Can you print the data exactly and leave out each image?

DATASET EXTRACT ::
******************************

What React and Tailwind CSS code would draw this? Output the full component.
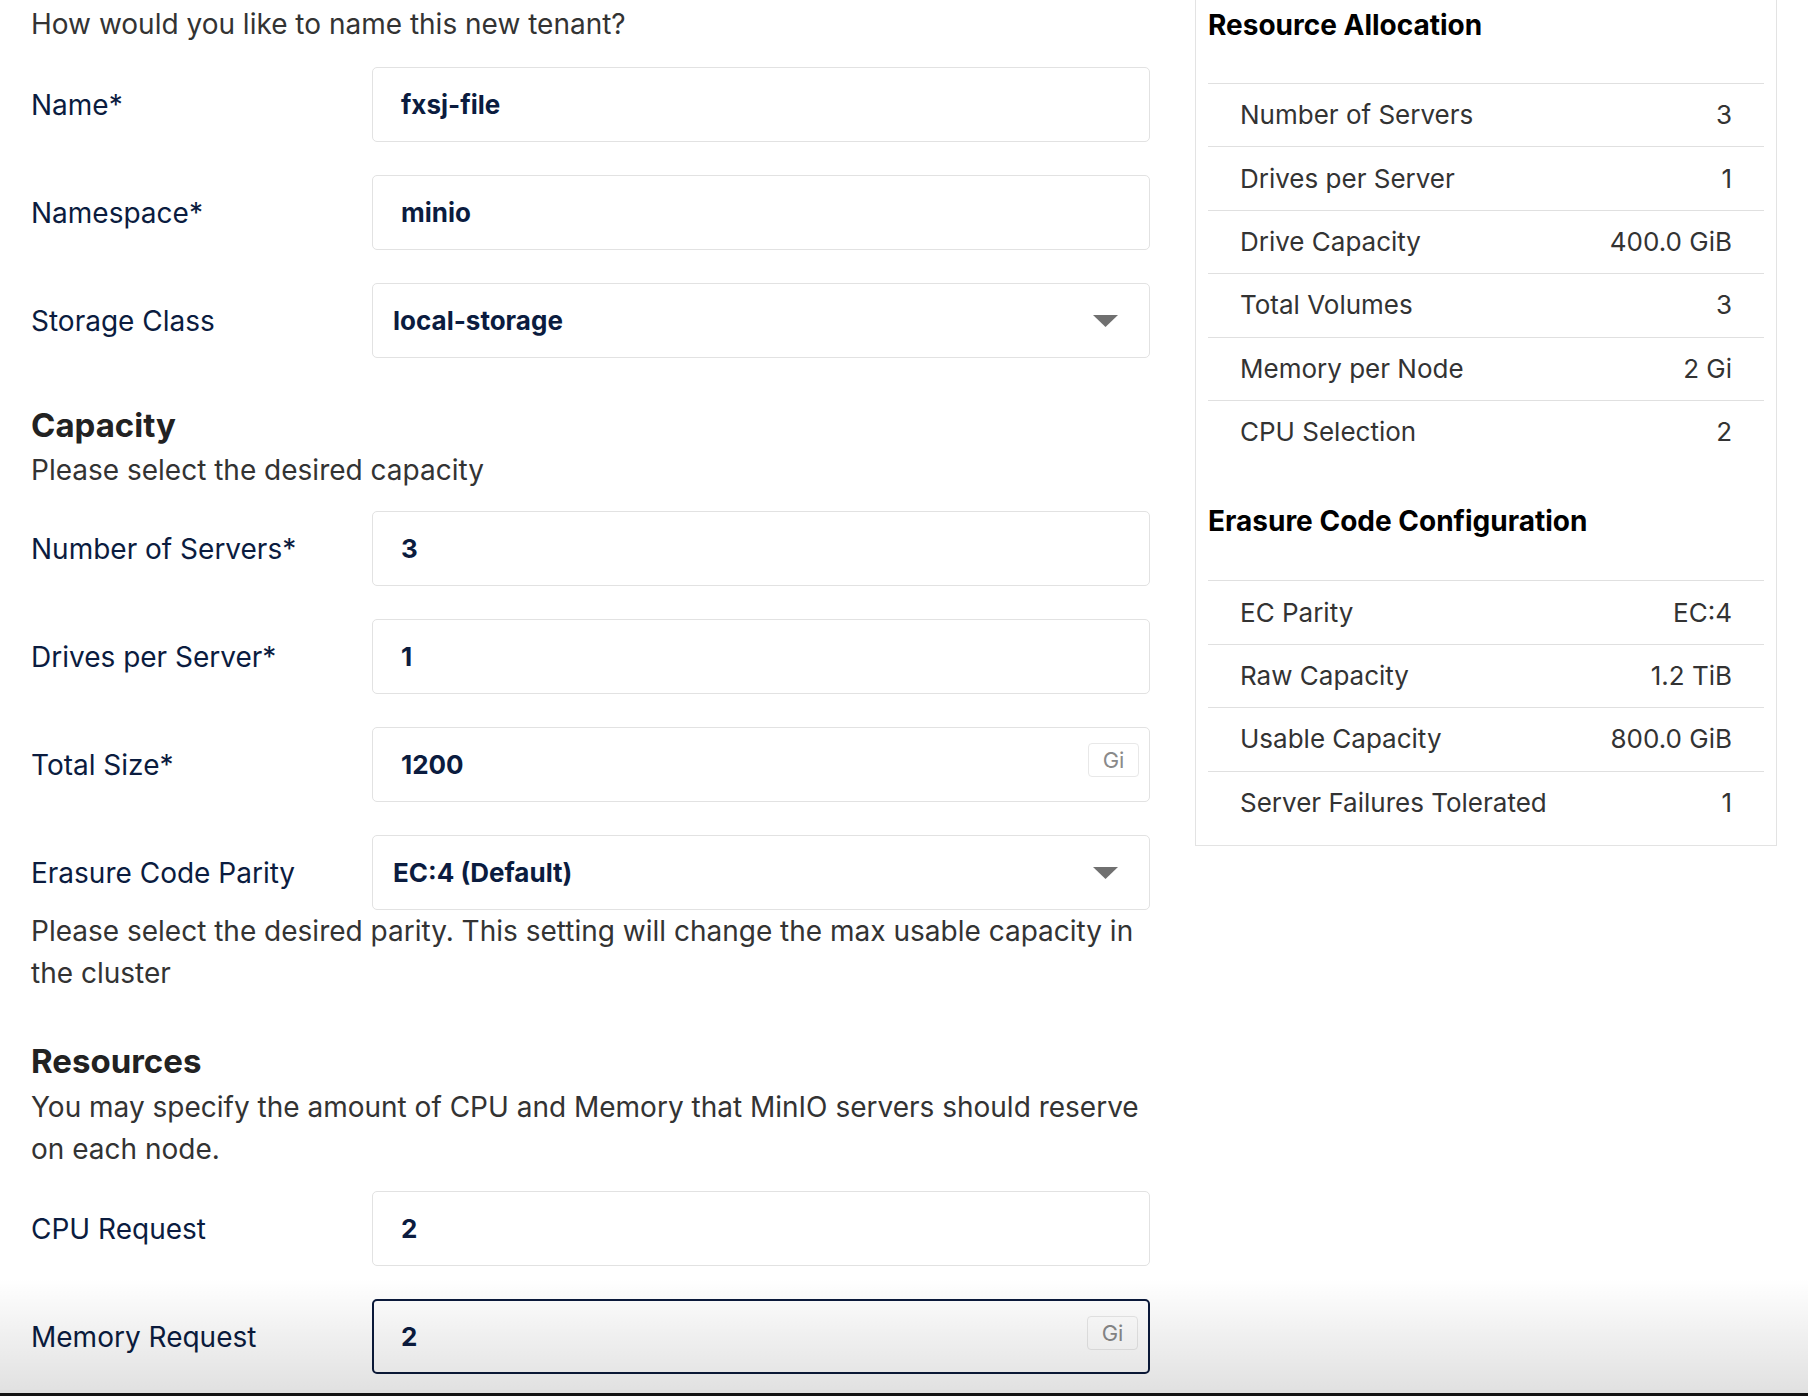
import React from "react";

function GiBadge() {
  return (
    <div className="absolute right-[10px] top-[15px] flex h-[34px] w-[51px] items-center justify-center rounded-[4px] border border-[#e8e8e8] bg-white text-[22px] text-[#8a8a8a]">
      Gi
    </div>
  );
}

function Caret() {
  return (
    <svg className="absolute right-[31px] top-1/2 -translate-y-1/2" width="25" height="12" viewBox="0 0 25 12">
      <polygon points="0,0 25,0 12.5,12" fill="#707070" />
    </svg>
  );
}

function Row({ label, value, select, badge, focused }) {
  return (
    <div className="flex items-center">
      <div className="w-[341px] shrink-0 text-[28px] text-[#0b1c3f]">{label}</div>
      <div
        className={
          focused
            ? "relative flex h-[75px] w-[778px] items-center rounded-[5px] border-2 border-[#0b1a3b] pl-[27px]"
            : "relative flex h-[75px] w-[778px] items-center rounded-[5px] border border-[#e2e2e2] " +
              (select ? "pl-[20px]" : "pl-[28px]")
        }
      >
        <span className="text-[26px] font-bold text-[#0b1c3f]">{value}</span>
        {select && <Caret />}
        {badge && <GiBadge />}
      </div>
    </div>
  );
}

function TRow({ label, value }) {
  return (
    <div className="flex h-[63.4px] items-center justify-between border-t border-[#e0e0e0] pl-[32px] pr-[32px] text-[26px] text-[#333]">
      <span>{label}</span>
      <span>{value}</span>
    </div>
  );
}

export default function App() {
  return (
    <div className="relative h-[1396px] w-[1808px] overflow-hidden bg-white font-[Inter,sans-serif] text-[28px] leading-[42px]">
      <div className="flex">
        <div className="w-[1150px] shrink-0 pl-[31px] pt-[5px]">
          <div className="leading-[39px] text-[#333]">How would you like to name this new tenant?</div>
          <div className="mt-[23px] flex flex-col gap-[33px]">
            <Row label="Name*" value="fxsj-file" />
            <Row label="Namespace*" value="minio" />
            <Row label="Storage Class" value="local-storage" select />
          </div>

          <div className="mt-[47px] text-[33px] font-bold leading-[40px] text-[#222]">Capacity</div>
          <div className="mt-[4px] text-[#333]">Please select the desired capacity</div>
          <div className="mt-[20px] flex flex-col gap-[33px]">
            <Row label="Number of Servers*" value="3" />
            <Row label="Drives per Server*" value="1" />
            <Row label="Total Size*" value="1200" badge />
            <Row label="Erasure Code Parity" value="EC:4 (Default)" select />
          </div>
          <div className="w-[1119px] text-[#333]">
            Please select the desired parity. This setting will change the max usable capacity in the cluster
          </div>

          <div className="mt-[47px] text-[33px] font-bold leading-[40px] text-[#222]">Resources</div>
          <div className="mt-[5px] w-[1119px] text-[#333]">
            You may specify the amount of CPU and Memory that MinIO servers should reserve on each node.
          </div>
          <div className="mt-[21px] flex flex-col gap-[33px]">
            <Row label="CPU Request" value="2" />
            <Row label="Memory Request" value="2" badge focused />
          </div>
        </div>

        <div className="ml-[45px] w-[582px] self-start border-x border-b border-[#e3e3e3] px-[12px] pb-[11px] pt-[8px]">
          <div className="text-[28px] font-bold leading-[34px] text-black">Resource Allocation</div>
          <div className="mt-[41px]">
            <TRow label="Number of Servers" value="3" />
            <TRow label="Drives per Server" value="1" />
            <TRow label="Drive Capacity" value="400.0 GiB" />
            <TRow label="Total Volumes" value="3" />
            <TRow label="Memory per Node" value="2 Gi" />
            <TRow label="CPU Selection" value="2" />
          </div>
          <div className="mt-[41px] text-[28px] font-bold leading-[34px] text-black">Erasure Code Configuration</div>
          <div className="mt-[42px]">
            <TRow label="EC Parity" value="EC:4" />
            <TRow label="Raw Capacity" value="1.2 TiB" />
            <TRow label="Usable Capacity" value="800.0 GiB" />
            <TRow label="Server Failures Tolerated" value="1" />
          </div>
        </div>
      </div>

      <div className="pointer-events-none absolute bottom-[3px] left-0 right-0 h-[115px] bg-linear-to-b from-transparent to-black/[0.12]" />
      <div className="absolute bottom-0 left-0 right-0 h-[3px] bg-[#141414]" />
    </div>
  );
}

******************************

SOLUTION BELOW ::
What React and Tailwind CSS code would draw this? Output the full component.
import React from "react";

function GiBadge() {
  return (
    <div className="absolute right-[10px] top-[15px] flex h-[34px] w-[51px] items-center justify-center rounded-[4px] border border-[#e8e8e8] bg-white text-[22px] text-[#8a8a8a]">
      Gi
    </div>
  );
}

function Caret() {
  return (
    <svg className="absolute right-[31px] top-1/2 -translate-y-1/2" width="25" height="12" viewBox="0 0 25 12">
      <polygon points="0,0 25,0 12.5,12" fill="#707070" />
    </svg>
  );
}

function Row({ label, value, select, badge, focused }) {
  return (
    <div className="flex items-center">
      <div className="w-[341px] shrink-0 text-[28px] text-[#0b1c3f]">{label}</div>
      <div
        className={
          focused
            ? "relative flex h-[75px] w-[778px] items-center rounded-[5px] border-2 border-[#0b1a3b] pl-[27px]"
            : "relative flex h-[75px] w-[778px] items-center rounded-[5px] border border-[#e2e2e2] " +
              (select ? "pl-[20px]" : "pl-[28px]")
        }
      >
        <span className="text-[26px] font-bold text-[#0b1c3f]">{value}</span>
        {select && <Caret />}
        {badge && <GiBadge />}
      </div>
    </div>
  );
}

function TRow({ label, value }) {
  return (
    <div className="flex h-[63.4px] items-center justify-between border-t border-[#e0e0e0] pl-[32px] pr-[32px] text-[26px] text-[#333]">
      <span>{label}</span>
      <span>{value}</span>
    </div>
  );
}

export default function App() {
  return (
    <div className="relative h-[1396px] w-[1808px] overflow-hidden bg-white font-[Inter,sans-serif] text-[28px] leading-[42px]">
      <div className="flex">
        <div className="w-[1150px] shrink-0 pl-[31px] pt-[5px]">
          <div className="leading-[39px] text-[#333]">How would you like to name this new tenant?</div>
          <div className="mt-[23px] flex flex-col gap-[33px]">
            <Row label="Name*" value="fxsj-file" />
            <Row label="Namespace*" value="minio" />
            <Row label="Storage Class" value="local-storage" select />
          </div>

          <div className="mt-[47px] text-[33px] font-bold leading-[40px] text-[#222]">Capacity</div>
          <div className="mt-[4px] text-[#333]">Please select the desired capacity</div>
          <div className="mt-[20px] flex flex-col gap-[33px]">
            <Row label="Number of Servers*" value="3" />
            <Row label="Drives per Server*" value="1" />
            <Row label="Total Size*" value="1200" badge />
            <Row label="Erasure Code Parity" value="EC:4 (Default)" select />
          </div>
          <div className="w-[1119px] text-[#333]">
            Please select the desired parity. This setting will change the max usable capacity in the cluster
          </div>

          <div className="mt-[47px] text-[33px] font-bold leading-[40px] text-[#222]">Resources</div>
          <div className="mt-[5px] w-[1119px] text-[#333]">
            You may specify the amount of CPU and Memory that MinIO servers should reserve on each node.
          </div>
          <div className="mt-[21px] flex flex-col gap-[33px]">
            <Row label="CPU Request" value="2" />
            <Row label="Memory Request" value="2" badge focused />
          </div>
        </div>

        <div className="ml-[45px] w-[582px] self-start border-x border-b border-[#e3e3e3] px-[12px] pb-[11px] pt-[8px]">
          <div className="text-[28px] font-bold leading-[34px] text-black">Resource Allocation</div>
          <div className="mt-[41px]">
            <TRow label="Number of Servers" value="3" />
            <TRow label="Drives per Server" value="1" />
            <TRow label="Drive Capacity" value="400.0 GiB" />
            <TRow label="Total Volumes" value="3" />
            <TRow label="Memory per Node" value="2 Gi" />
            <TRow label="CPU Selection" value="2" />
          </div>
          <div className="mt-[41px] text-[28px] font-bold leading-[34px] text-black">Erasure Code Configuration</div>
          <div className="mt-[42px]">
            <TRow label="EC Parity" value="EC:4" />
            <TRow label="Raw Capacity" value="1.2 TiB" />
            <TRow label="Usable Capacity" value="800.0 GiB" />
            <TRow label="Server Failures Tolerated" value="1" />
          </div>
        </div>
      </div>

      <div className="pointer-events-none absolute bottom-[3px] left-0 right-0 h-[115px] bg-linear-to-b from-transparent to-black/[0.12]" />
      <div className="absolute bottom-0 left-0 right-0 h-[3px] bg-[#141414]" />
    </div>
  );
}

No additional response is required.